Ancient Roman comedy was meant to be acted, not read. Yet the vast majority of classes teaching Plautus do so solely through the medium of the printed page. In recent years certain attempts have been made by classicists to produce and tape versions of various plays, but the results are often less than ideal. Today’s media savvy students expect high acting skills and modern production values.
This paper is designed to show the ways in which modern films can be used to demonstrate not only Plautine plot structure, but individual elements of his comedic arsenal – alliteration, word play, stereotypical character types, and more. The author will present several classroom activities and projects that use modern film to teach Plautus as a comedic master. Visuals will be used as time allows.

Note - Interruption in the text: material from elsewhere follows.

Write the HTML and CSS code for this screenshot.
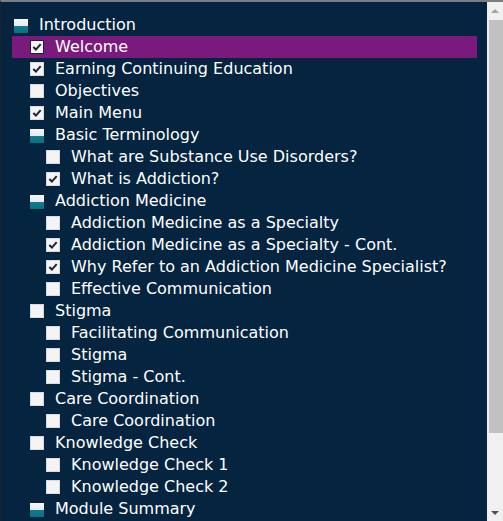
FILE: index.html
```html
<!DOCTYPE html>
<html>
<head>
<meta charset="utf-8">
<link rel="stylesheet" href="styles.css">
</head>
<body>
<div class="frame">
  <div class="tree">
    <div class="row l1"><span class="ico part"></span><span class="label">Introduction</span></div>
    <div class="row l2 active"><span class="ico box on focus"><svg viewBox="0 0 13 13"><path d="M2.5 6.5 L5.3 9.3 L10.5 3.3"/></svg></span><span class="label">Welcome</span></div>
    <div class="row l2"><span class="ico box on"><svg viewBox="0 0 13 13"><path d="M2.5 6.5 L5.3 9.3 L10.5 3.3"/></svg></span><span class="label">Earning Continuing Education</span></div>
    <div class="row l2"><span class="ico box"></span><span class="label">Objectives</span></div>
    <div class="row l2"><span class="ico box on"><svg viewBox="0 0 13 13"><path d="M2.5 6.5 L5.3 9.3 L10.5 3.3"/></svg></span><span class="label">Main Menu</span></div>
    <div class="row l2"><span class="ico part"></span><span class="label">Basic Terminology</span></div>
    <div class="row l3"><span class="ico box"></span><span class="label">What are Substance Use Disorders?</span></div>
    <div class="row l3"><span class="ico box on"><svg viewBox="0 0 13 13"><path d="M2.5 6.5 L5.3 9.3 L10.5 3.3"/></svg></span><span class="label">What is Addiction?</span></div>
    <div class="row l2"><span class="ico part"></span><span class="label">Addiction Medicine</span></div>
    <div class="row l3"><span class="ico box"></span><span class="label">Addiction Medicine as a Specialty</span></div>
    <div class="row l3"><span class="ico box on"><svg viewBox="0 0 13 13"><path d="M2.5 6.5 L5.3 9.3 L10.5 3.3"/></svg></span><span class="label">Addiction Medicine as a Specialty - Cont.</span></div>
    <div class="row l3"><span class="ico box on"><svg viewBox="0 0 13 13"><path d="M2.5 6.5 L5.3 9.3 L10.5 3.3"/></svg></span><span class="label">Why Refer to an Addiction Medicine Specialist?</span></div>
    <div class="row l3"><span class="ico box"></span><span class="label">Effective Communication</span></div>
    <div class="row l2"><span class="ico box"></span><span class="label">Stigma</span></div>
    <div class="row l3"><span class="ico box"></span><span class="label">Facilitating Communication</span></div>
    <div class="row l3"><span class="ico box"></span><span class="label">Stigma</span></div>
    <div class="row l3"><span class="ico box"></span><span class="label">Stigma - Cont.</span></div>
    <div class="row l2"><span class="ico box"></span><span class="label">Care Coordination</span></div>
    <div class="row l3"><span class="ico box"></span><span class="label">Care Coordination</span></div>
    <div class="row l2"><span class="ico box"></span><span class="label">Knowledge Check</span></div>
    <div class="row l3"><span class="ico box"></span><span class="label">Knowledge Check 1</span></div>
    <div class="row l3"><span class="ico box"></span><span class="label">Knowledge Check 2</span></div>
    <div class="row l2"><span class="ico part"></span><span class="label">Module Summary</span></div>
  </div>
  <div class="scrollbar">
    <div class="sb-btn"><span class="arrow up"></span></div>
    <div class="sb-track"><div class="sb-thumb"></div></div>
    <div class="sb-btn"><span class="arrow down"></span></div>
  </div>
</div>
</body>
</html>
```
FILE: styles.css
```css
html, body {
  margin: 0;
  padding: 0;
  width: 503px;
  height: 521px;
  overflow: hidden;
  background: #05243f;
}
.frame {
  display: flex;
  width: 503px;
  height: 521px;
  box-sizing: border-box;
  border-top: 2px solid #7a7e83;
  border-left: 1px solid #1a2230;
  background: #05243f;
  overflow: hidden;
}
.tree {
  flex: 1;
  padding: 12px 10px 0 11px;
  overflow: hidden;
  font-family: "DejaVu Sans", Verdana, sans-serif;
  font-size: 16px;
  color: #ffffff;
}
.row {
  display: flex;
  align-items: center;
  height: 22px;
  line-height: 22px;
  white-space: nowrap;
}
.row.l1 { padding-left: 2px; }
.row.l2 { padding-left: 18px; }
.row.l3 { padding-left: 34px; }
.row.active { background: #7a1a7d; }
.ico {
  flex: none;
  width: 14px;
  height: 14px;
  margin-right: 11px;
  box-sizing: border-box;
}
.ico.part {
  width: 14px;
  height: 14px;
  background: linear-gradient(#f7f7f7 0, #e4eaec 50%, #0f7f8f 50%, #0b6f80 100%);
  margin-top: 1px;
}
.ico.box {
  width: 14px;
  height: 14px;
  background: #f4f4f4;
  border: 1px solid #dadada;
}
.ico.box.focus {
  border: 1px solid #1b2233;
}
.ico svg {
  display: block;
  width: 12px;
  height: 12px;
}
.ico svg path {
  fill: none;
  stroke: #1e2430;
  stroke-width: 2.2;
}
.scrollbar {
  flex: none;
  width: 16px;
  display: flex;
  flex-direction: column;
  background: #f0f0f0;
}
.sb-btn {
  height: 17px;
  display: flex;
  align-items: center;
  justify-content: center;
}
.sb-track {
  flex: 1;
  padding: 1px 0 70px 2px;
}
.sb-thumb {
  height: 413px;
  background: #c1c1c1;
}
.arrow {
  width: 0;
  height: 0;
  border-left: 4px solid transparent;
  border-right: 4px solid transparent;
}
.arrow.up { border-bottom: 4px solid #a3a3a3; }
.arrow.down { border-top: 4px solid #505050; }
```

The first project involves the Quellenforschung, or source investigation, of A Funny Thing Happened on the Way to the Forum. Students are first shown the film and are then given the task of reading two or three Plautine plays and identifying elements of Plautus that Bert Shevelove and Larry Gelbart incorporated into the screenplay. The most commonly agreed sources for Funny Thing are Casina, Pseudolus, and Miles Gloriosus (Malamud) but students engaged in this project invariably find many points of similarity between the film and other Plautine plays. As they read they must track also types of jokes, stock characters, and stock situations that appear in both Plautus and Funny Thing.
The second project involves trying to understand the nature of the Plautine hero and the fact that Plautus and Terence alike set their plays in Greek locales. Famous modern characters ranging from Bugs Bunny and the Marx Brothers to Captain Jack Sparrow serve to illustrate the comic hero who wins, not through strength, but through guile necessitated by not being among the powerful and influential in one’s society. Words can convey this, but images drive it home. Students are put in groups to watch certain clips of selected films and write communal reports on what a trickster is. These reports are presented to the class.
The Roman tendency to cast comedies in foreign lands populated by Greeks has been well explained by Segal. Scenes from Blazing Saddles, where rampant racism is “defused” by setting the film in the Wild West of the past and making the protagonists cowboys, make this point well. Various other film clips can address individual scenes. Groucho and Harpo Marx’s mirror scene in Duck Soup is a perfect way to teach the humor of the Sosia/Mercury scene in Amphitryo. Other examples will be brought forth, each coupled with a specific teaching strategy. Plot complexities can be demonstrated through films of Shakespearean comedies, proving that visuals help simplify things for the audience.
In summary, for students to appreciate the comic instincts and lasting influence of Plautus, nothing surpasses actual performance, and today’s digital world makes performance more accessible than it has been in the past.